A Canadian Forces infantry officer with the Edmonton-based Princess Patricia’s Canadian Light Infantry and the only Canadian serving as a UN military observer in Lebanon, Maj. Hess-von Kruedener was no stranger to fighting nearby.

The UN post, he wrote in the e-mail, afforded a view of the “Hezbollah static positions in and around our patrol Base.”

“It appears that the lion’s share of fighting between the IDF and Hezbollah has taken place in our area,” he wrote, noting later it was too dangerous to venture out on patrols.

The e-mail appears to contradict the UN’s claim there had been no Hezbollah activity in the vicinity of the strike.

The question of Hezbollah’s infiltration of the area is significant because UN Secretary General Kofi Annan, speaking Tuesday just hours after the bombing, accused the Israelis of the “apparently deliberate targeting” of the base near Khiam in southern Lebanon.

A senior UN official, asked about the information contained in Maj. Hess-von Kruedener’s e-mail concerning Hezbollah presence in the vicinity of the Khiam base, denied the world body had been caught in a contradiction.

“At the time, there had been no Hezbollah activity reported in the area,” he said. “So it was quite clear they were not going after other targets; that, for whatever reason, our position was being fired upon.

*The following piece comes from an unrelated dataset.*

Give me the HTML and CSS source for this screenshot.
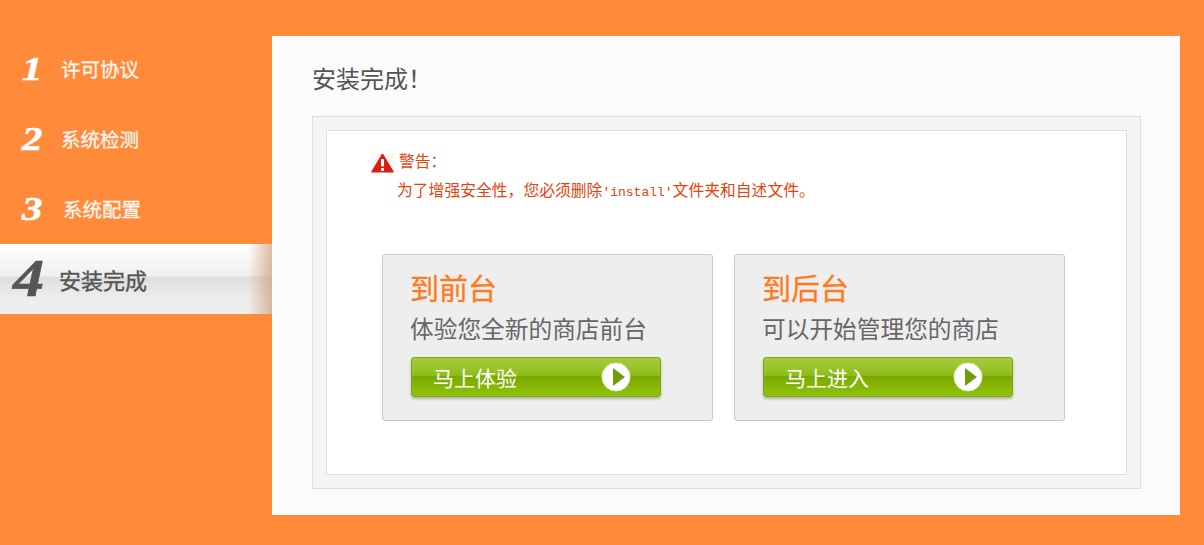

“Whether or not they thought they were going after something else, we don’t know. The fact was, we told them where we were. They knew where we were. The position was clearly marked, and they pounded the hell out of us.”

Even if Hezbollah was not firing rockets at the time of the bombing, Maj. Hess-von Kruedener’s e-mail indicates they were using a terrorist tactic of purposely drawing out enemy forces near a neutral site, said retired Capt. Peter Forsberg, who did two UN tours between 1993 and 1995 during the Bosnian war.

The UN’s limited mandate, meaning that its observers are unarmed and have few options, put the observers in a poor position, he said.

If indeed Israel was attempting to hit Hezbollah fighters in the area, it hasn’t yet used the excuse to explain its actions because it wouldn’t make it any less guilty in the world’s eyes, Capt. Forsberg said.